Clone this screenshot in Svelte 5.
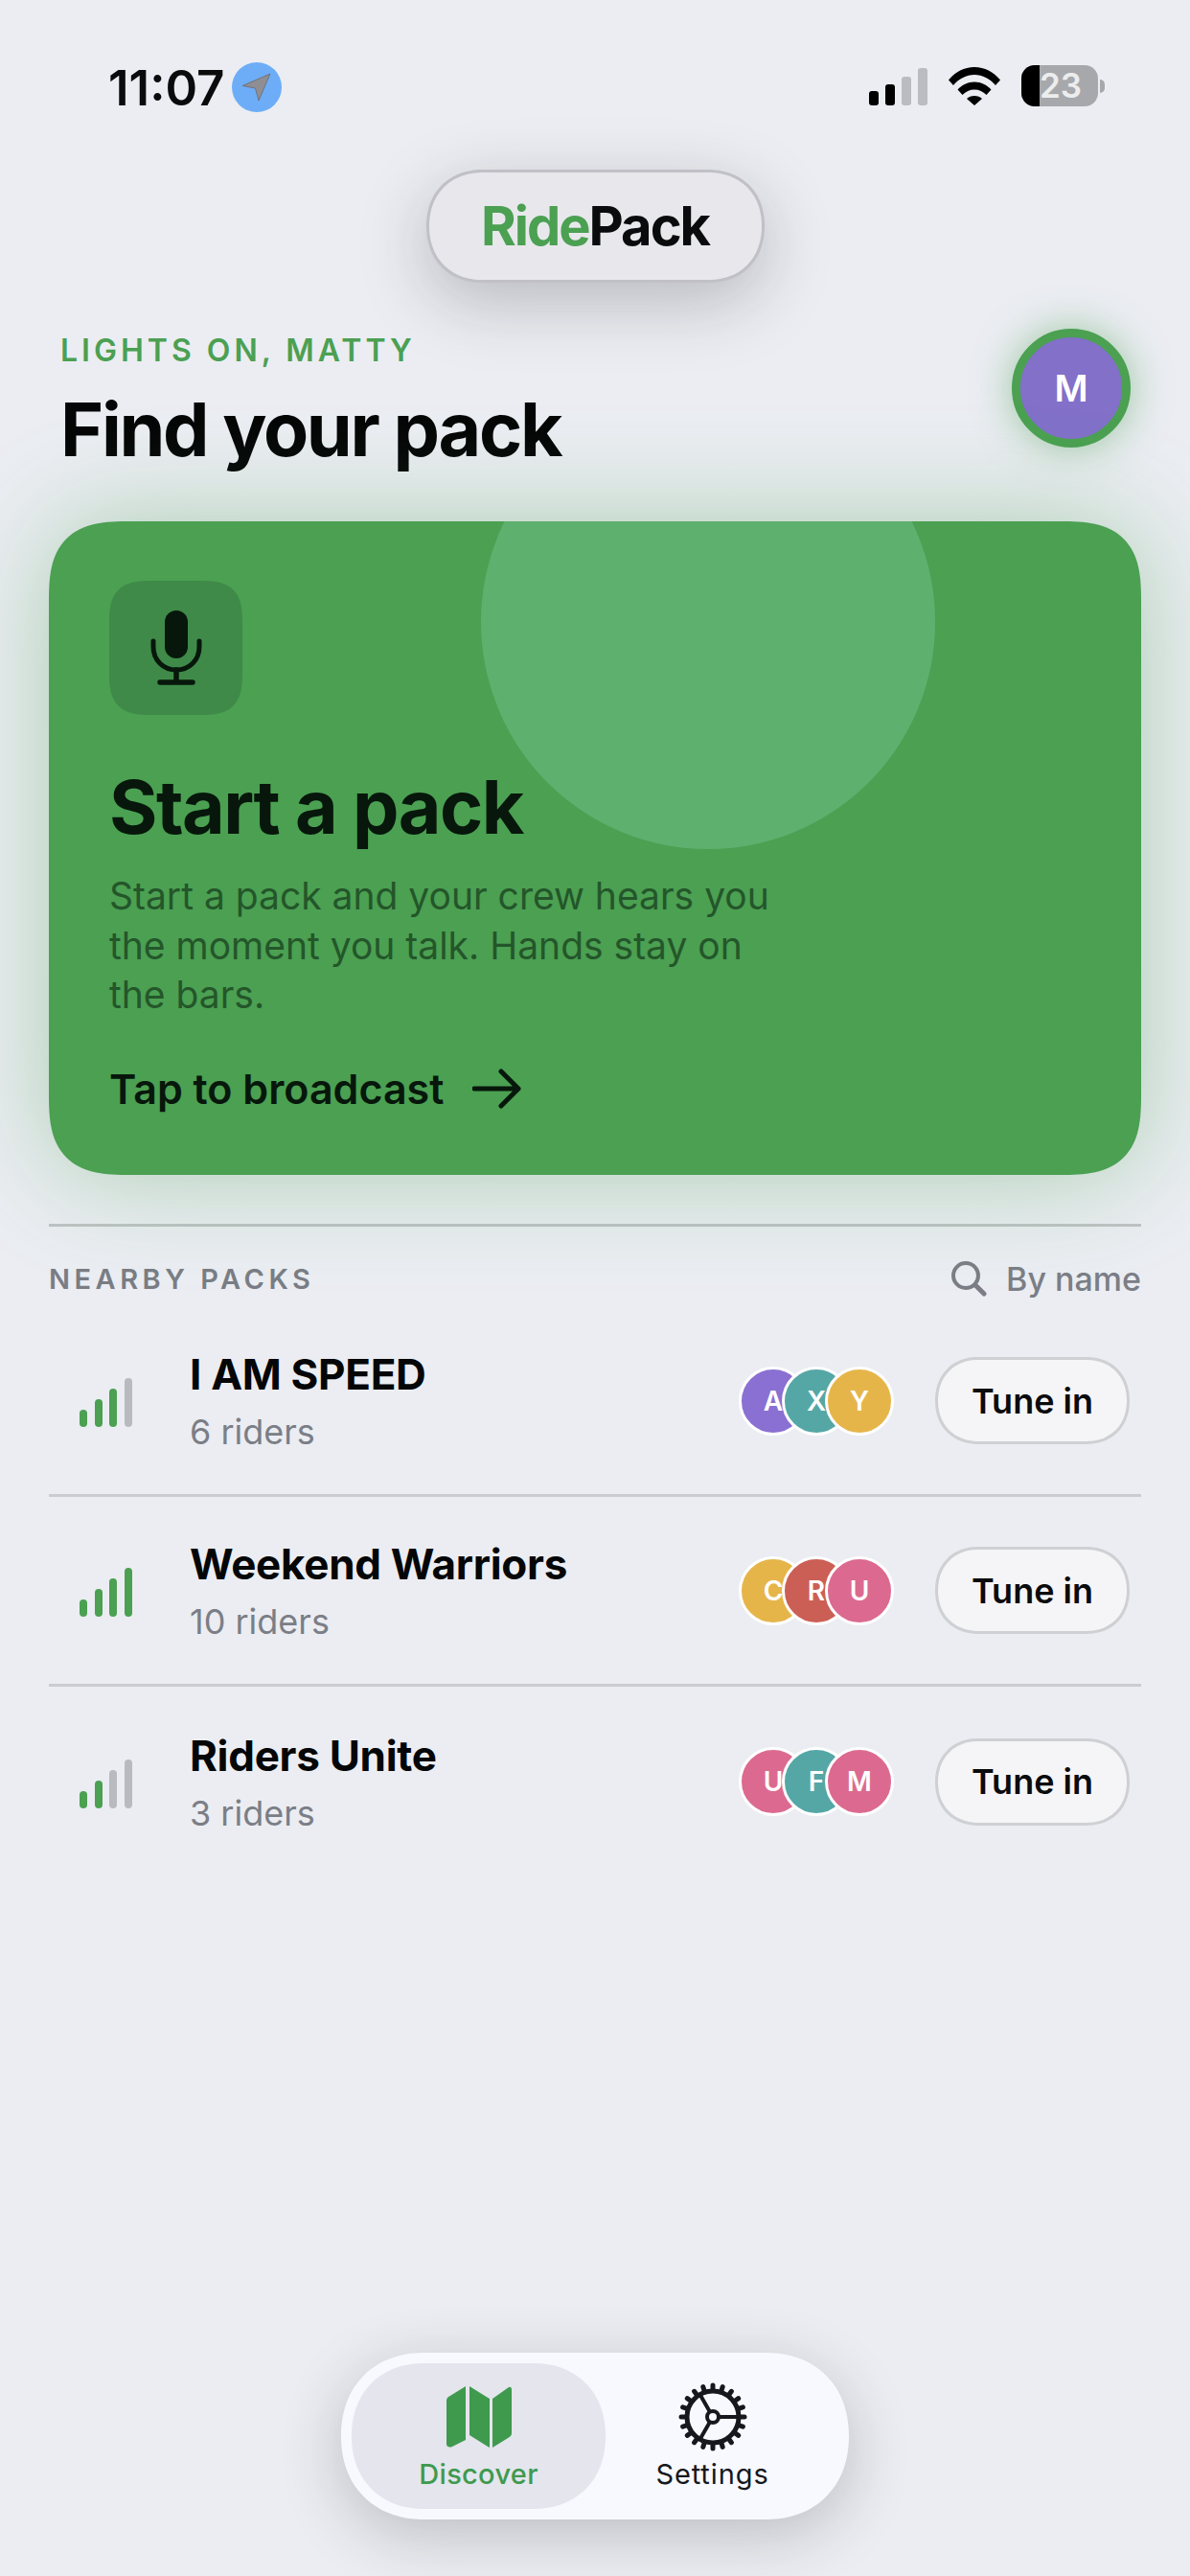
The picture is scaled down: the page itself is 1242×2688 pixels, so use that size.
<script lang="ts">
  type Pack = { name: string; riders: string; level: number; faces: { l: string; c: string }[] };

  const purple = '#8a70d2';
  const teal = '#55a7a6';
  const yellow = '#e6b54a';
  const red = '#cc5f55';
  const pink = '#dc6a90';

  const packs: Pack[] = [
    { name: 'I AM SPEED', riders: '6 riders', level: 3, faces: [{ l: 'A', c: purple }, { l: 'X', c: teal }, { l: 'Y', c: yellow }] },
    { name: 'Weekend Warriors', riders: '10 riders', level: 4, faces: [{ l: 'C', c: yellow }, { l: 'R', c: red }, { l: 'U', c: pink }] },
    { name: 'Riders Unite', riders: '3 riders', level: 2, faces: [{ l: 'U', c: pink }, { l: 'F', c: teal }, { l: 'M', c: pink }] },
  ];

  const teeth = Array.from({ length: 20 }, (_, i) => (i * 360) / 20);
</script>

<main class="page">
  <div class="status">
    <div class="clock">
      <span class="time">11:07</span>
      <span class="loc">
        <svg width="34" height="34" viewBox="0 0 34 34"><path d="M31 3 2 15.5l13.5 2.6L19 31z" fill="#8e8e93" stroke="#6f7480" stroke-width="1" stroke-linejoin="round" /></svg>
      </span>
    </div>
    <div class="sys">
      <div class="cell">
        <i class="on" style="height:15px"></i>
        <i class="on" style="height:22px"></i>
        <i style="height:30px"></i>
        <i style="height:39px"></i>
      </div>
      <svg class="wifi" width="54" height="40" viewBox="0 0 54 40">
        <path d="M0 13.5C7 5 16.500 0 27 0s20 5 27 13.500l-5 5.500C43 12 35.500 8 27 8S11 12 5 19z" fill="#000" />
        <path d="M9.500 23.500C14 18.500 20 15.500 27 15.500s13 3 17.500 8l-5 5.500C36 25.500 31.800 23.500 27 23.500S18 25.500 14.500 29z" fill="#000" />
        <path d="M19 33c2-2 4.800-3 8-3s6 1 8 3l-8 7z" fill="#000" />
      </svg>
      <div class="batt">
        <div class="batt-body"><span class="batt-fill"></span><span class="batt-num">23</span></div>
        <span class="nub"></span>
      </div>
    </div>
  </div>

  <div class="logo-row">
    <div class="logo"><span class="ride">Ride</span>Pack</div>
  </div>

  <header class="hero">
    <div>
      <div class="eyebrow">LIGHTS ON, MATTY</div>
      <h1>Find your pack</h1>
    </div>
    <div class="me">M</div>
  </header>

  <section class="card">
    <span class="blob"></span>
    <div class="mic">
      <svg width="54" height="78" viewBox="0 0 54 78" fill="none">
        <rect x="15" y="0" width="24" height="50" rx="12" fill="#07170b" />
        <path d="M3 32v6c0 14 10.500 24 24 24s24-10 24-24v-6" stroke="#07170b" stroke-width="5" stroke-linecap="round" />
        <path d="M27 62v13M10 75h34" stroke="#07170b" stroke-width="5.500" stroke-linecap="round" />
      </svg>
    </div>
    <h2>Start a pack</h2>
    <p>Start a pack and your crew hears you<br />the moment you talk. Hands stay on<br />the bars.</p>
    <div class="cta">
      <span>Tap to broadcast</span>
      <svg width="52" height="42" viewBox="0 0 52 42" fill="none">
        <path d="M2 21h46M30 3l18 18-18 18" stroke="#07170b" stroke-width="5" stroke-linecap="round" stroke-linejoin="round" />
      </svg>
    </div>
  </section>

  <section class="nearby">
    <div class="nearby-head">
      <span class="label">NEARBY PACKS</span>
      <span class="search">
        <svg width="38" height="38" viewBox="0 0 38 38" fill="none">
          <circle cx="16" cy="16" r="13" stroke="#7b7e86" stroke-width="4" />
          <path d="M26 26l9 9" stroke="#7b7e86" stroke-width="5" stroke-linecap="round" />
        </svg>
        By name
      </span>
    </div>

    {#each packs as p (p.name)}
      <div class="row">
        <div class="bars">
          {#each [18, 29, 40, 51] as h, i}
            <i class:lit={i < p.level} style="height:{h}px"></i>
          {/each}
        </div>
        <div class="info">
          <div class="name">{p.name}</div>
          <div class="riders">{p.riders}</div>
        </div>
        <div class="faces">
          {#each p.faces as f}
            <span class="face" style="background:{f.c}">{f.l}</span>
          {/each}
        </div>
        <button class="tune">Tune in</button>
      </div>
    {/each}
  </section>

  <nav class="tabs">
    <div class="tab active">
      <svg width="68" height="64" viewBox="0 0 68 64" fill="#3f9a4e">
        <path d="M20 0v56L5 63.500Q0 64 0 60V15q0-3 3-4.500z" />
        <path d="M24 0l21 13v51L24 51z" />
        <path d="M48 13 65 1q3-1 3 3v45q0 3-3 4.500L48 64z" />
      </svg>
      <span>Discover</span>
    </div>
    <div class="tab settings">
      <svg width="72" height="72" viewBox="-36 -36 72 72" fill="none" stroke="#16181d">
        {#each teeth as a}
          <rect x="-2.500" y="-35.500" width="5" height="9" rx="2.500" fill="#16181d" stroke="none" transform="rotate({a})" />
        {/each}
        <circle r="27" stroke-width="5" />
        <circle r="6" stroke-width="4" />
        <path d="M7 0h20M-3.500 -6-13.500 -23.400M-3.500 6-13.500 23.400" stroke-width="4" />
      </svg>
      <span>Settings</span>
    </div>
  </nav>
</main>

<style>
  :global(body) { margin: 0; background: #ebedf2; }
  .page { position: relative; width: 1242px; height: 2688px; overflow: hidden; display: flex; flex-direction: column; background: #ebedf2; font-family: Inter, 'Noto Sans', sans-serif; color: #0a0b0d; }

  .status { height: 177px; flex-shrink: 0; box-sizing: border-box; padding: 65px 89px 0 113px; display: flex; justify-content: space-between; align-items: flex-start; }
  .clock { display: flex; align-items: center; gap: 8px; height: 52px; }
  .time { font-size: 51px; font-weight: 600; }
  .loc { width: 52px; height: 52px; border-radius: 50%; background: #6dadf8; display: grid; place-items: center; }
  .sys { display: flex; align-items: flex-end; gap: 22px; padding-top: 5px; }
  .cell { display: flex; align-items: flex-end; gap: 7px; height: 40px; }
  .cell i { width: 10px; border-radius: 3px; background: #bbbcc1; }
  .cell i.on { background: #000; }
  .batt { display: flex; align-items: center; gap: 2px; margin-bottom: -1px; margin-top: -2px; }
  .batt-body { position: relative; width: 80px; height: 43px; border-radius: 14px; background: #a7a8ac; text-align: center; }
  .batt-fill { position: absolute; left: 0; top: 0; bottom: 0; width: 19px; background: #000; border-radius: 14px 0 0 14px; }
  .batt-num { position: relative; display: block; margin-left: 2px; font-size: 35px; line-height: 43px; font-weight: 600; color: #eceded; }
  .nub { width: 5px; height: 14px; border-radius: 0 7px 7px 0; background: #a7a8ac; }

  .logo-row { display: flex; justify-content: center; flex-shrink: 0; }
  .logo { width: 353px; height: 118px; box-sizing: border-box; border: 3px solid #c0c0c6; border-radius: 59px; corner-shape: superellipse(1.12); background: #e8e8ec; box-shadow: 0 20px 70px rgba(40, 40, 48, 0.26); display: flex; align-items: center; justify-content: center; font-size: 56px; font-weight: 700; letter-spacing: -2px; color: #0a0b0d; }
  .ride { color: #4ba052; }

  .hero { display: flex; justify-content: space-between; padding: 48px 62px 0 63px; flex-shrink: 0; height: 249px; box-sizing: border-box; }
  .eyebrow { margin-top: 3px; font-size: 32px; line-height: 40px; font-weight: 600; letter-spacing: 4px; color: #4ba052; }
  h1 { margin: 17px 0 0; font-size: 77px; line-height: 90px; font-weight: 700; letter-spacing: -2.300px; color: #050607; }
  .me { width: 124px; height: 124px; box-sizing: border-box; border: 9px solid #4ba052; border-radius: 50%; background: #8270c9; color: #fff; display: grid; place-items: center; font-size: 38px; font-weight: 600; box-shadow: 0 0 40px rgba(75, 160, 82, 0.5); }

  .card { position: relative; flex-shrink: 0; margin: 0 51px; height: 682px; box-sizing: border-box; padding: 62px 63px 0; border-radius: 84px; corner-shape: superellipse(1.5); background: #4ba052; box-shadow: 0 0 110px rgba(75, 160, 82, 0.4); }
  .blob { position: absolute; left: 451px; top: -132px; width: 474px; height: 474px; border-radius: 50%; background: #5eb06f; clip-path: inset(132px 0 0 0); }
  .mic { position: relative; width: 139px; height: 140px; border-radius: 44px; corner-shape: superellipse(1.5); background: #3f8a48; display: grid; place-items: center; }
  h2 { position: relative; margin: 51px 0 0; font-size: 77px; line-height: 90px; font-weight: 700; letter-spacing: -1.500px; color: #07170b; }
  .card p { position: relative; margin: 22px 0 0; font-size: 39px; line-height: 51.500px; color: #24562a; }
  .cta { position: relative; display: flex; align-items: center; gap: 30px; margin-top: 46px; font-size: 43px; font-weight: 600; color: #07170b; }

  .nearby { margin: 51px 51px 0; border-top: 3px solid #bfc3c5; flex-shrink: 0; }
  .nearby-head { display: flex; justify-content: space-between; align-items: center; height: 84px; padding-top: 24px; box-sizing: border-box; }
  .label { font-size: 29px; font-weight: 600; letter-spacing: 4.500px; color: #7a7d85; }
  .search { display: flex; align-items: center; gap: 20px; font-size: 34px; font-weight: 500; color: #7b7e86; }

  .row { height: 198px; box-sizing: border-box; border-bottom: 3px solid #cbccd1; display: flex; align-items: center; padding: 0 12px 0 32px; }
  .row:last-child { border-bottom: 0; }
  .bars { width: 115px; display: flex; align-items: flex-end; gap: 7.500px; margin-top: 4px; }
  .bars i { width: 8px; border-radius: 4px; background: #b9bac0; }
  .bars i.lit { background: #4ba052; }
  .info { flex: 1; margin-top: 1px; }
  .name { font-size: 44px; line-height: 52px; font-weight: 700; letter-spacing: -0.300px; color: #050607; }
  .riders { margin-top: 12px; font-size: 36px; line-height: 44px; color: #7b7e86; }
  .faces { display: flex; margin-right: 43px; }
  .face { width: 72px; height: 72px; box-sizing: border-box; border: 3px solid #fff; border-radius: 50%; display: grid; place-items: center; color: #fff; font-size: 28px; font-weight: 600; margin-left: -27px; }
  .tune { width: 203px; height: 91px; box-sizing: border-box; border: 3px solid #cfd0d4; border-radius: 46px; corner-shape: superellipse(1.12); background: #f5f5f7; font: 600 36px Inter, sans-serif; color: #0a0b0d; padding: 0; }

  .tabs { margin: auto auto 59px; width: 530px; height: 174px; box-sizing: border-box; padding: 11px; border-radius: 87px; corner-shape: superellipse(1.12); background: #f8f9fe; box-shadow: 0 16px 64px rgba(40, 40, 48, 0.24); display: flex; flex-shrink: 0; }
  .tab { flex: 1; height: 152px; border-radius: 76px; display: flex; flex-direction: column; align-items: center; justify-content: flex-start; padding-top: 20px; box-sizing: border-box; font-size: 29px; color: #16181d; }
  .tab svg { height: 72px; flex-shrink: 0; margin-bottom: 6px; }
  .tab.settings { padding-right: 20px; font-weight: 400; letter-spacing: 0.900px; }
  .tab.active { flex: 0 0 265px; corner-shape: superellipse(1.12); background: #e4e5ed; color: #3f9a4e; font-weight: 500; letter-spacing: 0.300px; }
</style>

YOUR OBJECTIVE:
Return a copy of every line that includes the word "page".

EXPECTED ANSWER:
The picture is scaled down: the page itself is 1242×2688 pixels, so use that size.
<main class="page">
  .page { position: relative; width: 1242px; height: 2688px; overflow: hidden; display: flex; flex-direction: column; background: #ebedf2; font-family: Inter, 'Noto Sans', sans-serif; color: #0a0b0d; }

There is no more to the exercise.